There are currently 5 Comments comments.

  1. Frustrated Prosecutor August 1, 2017 1:04 pm

    Examiner’s frequently use “inherency” as an obviousness shortcut in my experience, particularly in chemical and material science cases (my focus areas). The MPEP is too permissive on this in my view, but I suppose examiners are justified in using inherency to make obviousness rejections without making a “predictability” finding, at least until the Federal Circuit provides clarity here. It can be frustrating when you have no recourse because “it’s inherent” in the theoretical prior art construct that purportedly emerges from combined references. I have had some limited success in arguing hindsight bias in connection with inherent obviousness, but this is nevertheless an issue that needs clarification.

  2. Dan Hanson August 1, 2017 2:28 pm

    The Honeywell case decided by the Federal Circuit today may add to the discussion.

  3. Frustrated Prosecutor August 1, 2017 3:09 pm

    Ironically, the Federal Circuit just issued an opinion today that touches on this very issue: Honeywell v. Mexichem.

    “What is important regarding properties that may be inherent, but unknown, is whether they are unexpected. All properties of a composition are inherent in that composition, but unexpected properties may cause what may appear to be an obvious composition to be nonobvious.” Slip op at 10.

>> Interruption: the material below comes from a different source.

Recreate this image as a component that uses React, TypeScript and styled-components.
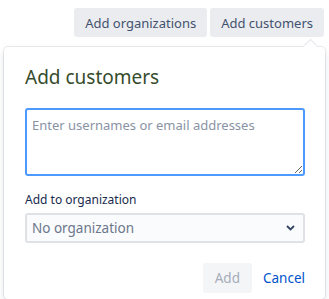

    “Thus, the Board here, in dismissing properties of the claimed invention as merely inherent, without further consideration as to unpredictability and unexpectedness, erred as a matter of law.” Slip op at 11.

    Looks like we have an intra-court split between Par Pharm’s “naturally flows” standard and now Honeywell’s “predictability and expectedness” standard. Oddly enough Wallach was on both panels and his partial dissent today does not implicate inherency.

  4. AAA JJ August 2, 2017 11:21 am

    “As stated in M.P.E.P. § 2112, claims may be rejected under both 35 § U.S.C. 102 (novelty) and 103 (obviousness) based on express, implicit, and inherent disclosures of a prior art reference.”

    The cases that the MPEP cites, including Best and Spada, are fairly distinguishable on their facts, and simply don’t apply in situations where there is arguably not an anticipation rejection. Neither of those cases applies in the context of combining prior art references in an obviousness rejection, yet examiner’s cite them constantly when making combinations.

    It’s also important to remind the examiners, the APJ’s, and probably the Fed. Cir. judges, that the reasonable expectation of success has to be found in the prior art, not in applicant’s specification. I have one examiner rejecting my claims by combining two references. I argued there’s no reasonable expectation of success that the combination would provide our composition and its structure, and the examiner argued that our specification “proves” that if you combined the references as he proposes the combination would result in our composition and its structure. Complete nonsense. And hindsight. So we’re going to the Board.

  5. Frustrated Examiner August 2, 2017 8:07 pm

    I can only echo the need for clarity. I’d love to issue Patents based on properties which are inherent but not expected, but until the mpep is updated and training for SPEs is given our hands are tied.